如果您开启了服务网格的链路追踪能力,需要额外增加一个环境变量注入的配置:

操作步骤如下

  1. 登录 AI 算力中心.0,进入 容器管理 后选择进入目标集群,
  2. 点击左侧导航栏选择 自定义资源 ,找到 instrumentations.opentelemetry.io 后进入详情页。
  3. 选择 insight-system 命名空间后,编辑 insight-opentelemetry-autoinstrumentation ,在 spec:env: 下添加以下内容:

        - name: OTEL_SERVICE_NAME
          valueFrom:
            fieldRef:
              fieldPath: metadata.labels['app'] 
    

    otel-mesh

    完整的命令如下(For Insight v0.21.x):

    K8S_CLUSTER_UID=$(kubectl get namespace kube-system -o jsonpath='{.metadata.uid}')
    kubectl apply -f - <<EOF
    apiVersion: opentelemetry.io/v1alpha1
    kind: Instrumentation
    metadata:
      name: insight-opentelemetry-autoinstrumentation
      namespace: insight-system
    spec:
      # https://github.com/open-telemetry/opentelemetry-operator/blob/main/docs/api.md#instrumentationspecresource
      resource:
        addK8sUIDAttributes: true
      env:
        - name: OTEL_EXPORTER_OTLP_ENDPOINT
          value: http://insight-agent-opentelemetry-collector.insight-system.svc.cluster.local:4317
        - name: OTEL_SERVICE_NAME
          valueFrom:
            fieldRef:
              fieldPath: metadata.labels['app'] 
      sampler:
        # Enum: always_on, always_off, traceidratio, parentbased_always_on, parentbased_always_off, parentbased_traceidratio, jaeger_remote, xray
        type: always_on
      java:
        image: ghcr.m.daocloud.io/openinsight-proj/autoinstrumentation-java:1.31.0
        env:
          - name: OTEL_JAVAAGENT_DEBUG
            value: "false"
          - name: OTEL_INSTRUMENTATION_JDBC_ENABLED
            value: "true"
          - name: SPLUNK_PROFILER_ENABLED
            value: "false"
          - name: OTEL_METRICS_EXPORTER
            value: "prometheus"
          - name: OTEL_METRICS_EXPORTER_PORT
            value: "9464"
          - name: OTEL_K8S_CLUSTER_UID
            value: $K8S_CLUSTER_UID
      nodejs:
        image: ghcr.m.daocloud.io/open-telemetry/opentelemetry-operator/autoinstrumentation-nodejs:0.41.1
      python:
        image: ghcr.m.daocloud.io/open-telemetry/opentelemetry-operator/autoinstrumentation-python:0.40b0
      dotnet:
        image: ghcr.m.daocloud.io/open-telemetry/opentelemetry-operator/autoinstrumentation-dotnet:1.0.0
      go:
        # Must set the default value manually for now.
        # See https://github.com/open-telemetry/opentelemetry-operator/issues/1756 for details.
        image: ghcr.m.daocloud.io/open-telemetry/opentelemetry-go-instrumentation/autoinstrumentation-go:v0.2.2-alpha
    EOF
    

添加注解,自动接入链路

以上就绪之后,您就可以通过注解(Annotation)方式为应用程序接入链路追踪了,OTel 目前支持通过注解的方式接入链路。 根据服务语言,需要添加上不同的 pod annotations。每个服务可添加两类注解之一:

  • 只注入环境变量注解

    这类注解只有一个,用于添加 otel 相关的环境变量,比如链路上报地址、容器所在的集群 id、命名空间等(这个注解在应用不支持自动探针语言时十分有用)

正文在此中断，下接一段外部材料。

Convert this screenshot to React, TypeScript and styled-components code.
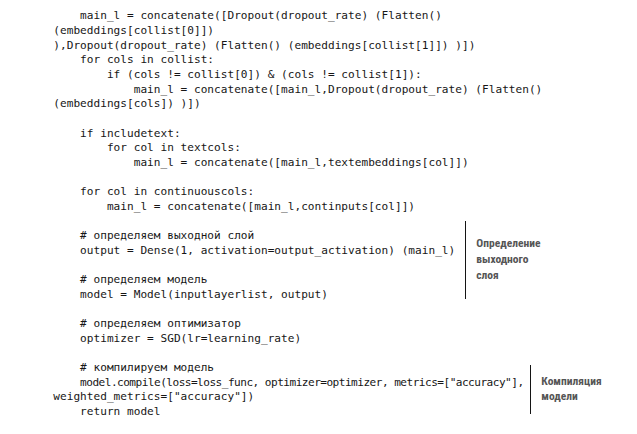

    instrumentation.opentelemetry.io/inject-sdk: "insight-system/insight-opentelemetry-autoinstrumentation"
    

    其中 value 被 / 分成两部分,第一个值 (insight-system) 是上一步安装的 CR 的命名空间, 第二个值 (insight-opentelemetry-autoinstrumentation) 是这个 CR 的名字。

  • 自动探针注入以及环境变量注入注解

    这类注解目前有 4 个,分别对应 4 种不同的编程语言:java、nodejs、python、dotnet, 使用它后就会对 spec.pod 下的第一个容器注入自动探针以及 otel 默认环境变量:

    instrumentation.opentelemetry.io/inject-java: "insight-system/insight-opentelemetry-autoinstrumentation"
    
    instrumentation.opentelemetry.io/inject-nodejs: "insight-system/insight-opentelemetry-autoinstrumentation"
    
    instrumentation.opentelemetry.io/inject-python: "insight-system/insight-opentelemetry-autoinstrumentation"
    
    instrumentation.opentelemetry.io/inject-dotnet: "insight-system/insight-opentelemetry-autoinstrumentation"
    

    由于 Go 自动检测需要设置 OTEL_GO_AUTO_TARGET_EXE, 因此您必须通过注解或 Instrumentation 资源提供有效的可执行路径。未设置此值会导致 Go 自动检测注入中止,从而导致接入链路失败。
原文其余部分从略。